Bowdoin College



Bowdoin College is a private liberal arts college located in Brunswick, Maine. Founded in 1794, the college currently enrolls 1,839 students, and has been coeducational since 1971. Bowdoin offers 33 majors and four additional minors, and has a student–faculty ratio of 9:1.

Bowdoin was ranked as the fourth-best liberal arts college in the 2016 U.S. News & World Report rankings, and 21st on Forbes ranking in 2016.


The main Bowdoin campus is located near Casco Bay and the Androscoggin River, 12 miles north of Freeport, Maine, and 18 miles north of Portland, Maine. In addition to its Brunswick campus, Bowdoin also owns a 118-acre coastal studies center on Orr's Island and a 200-acre scientific field station on Kent Island in the Bay of Fundy.

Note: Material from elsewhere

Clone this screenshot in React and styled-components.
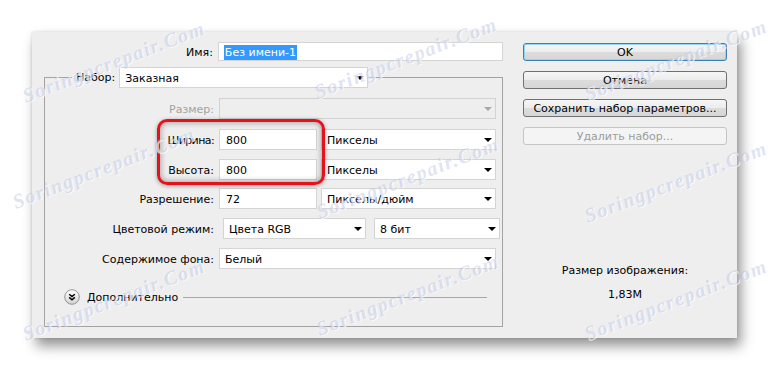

Bowdoin College was chartered in 1794 by the Massachusetts State Legislature and was later redirected under the jurisdiction of the Maine Legislature. It was named for former Massachusetts governor James Bowdoin, whose son James Bowdoin III was an early benefactor. At the time of its founding, it was the easternmost college in the United States, as it was located in Maine.

Bowdoin began to develop in the 1820s, a decade in which Maine became an independent state as a result of the Missouri Compromise and the college graduated numerous literary philosophers such as writers Nathaniel Hawthorne and Henry Wadsworth Longfellow, both of whom graduated Phi Beta Kappa in 1825.


From its founding, Bowdoin was known to educate the sons of the politically elite and "catered very largely to the wealthy from the state of Maine." With the establishment of Bates College in nearby Lewiston, Bowdoin has historically competed with the school academically, and athletically, due to the natural rivalry that grew out of the stark difference between the two colleges, specifically regarding wealth, admissions, and academic platforms.  Many alumni of Bowdoin subsequently went on to develop Bates during the 1860's and alumni of Bates lectured at Bowdoin. During the first half of the 19th century, Bowdoin required of its students a certificate of "good moral character" as well as knowledge of Latin and Ancient Greek, geography, algebra and the major works of Cicero, Xenophon, Virgil and Homer.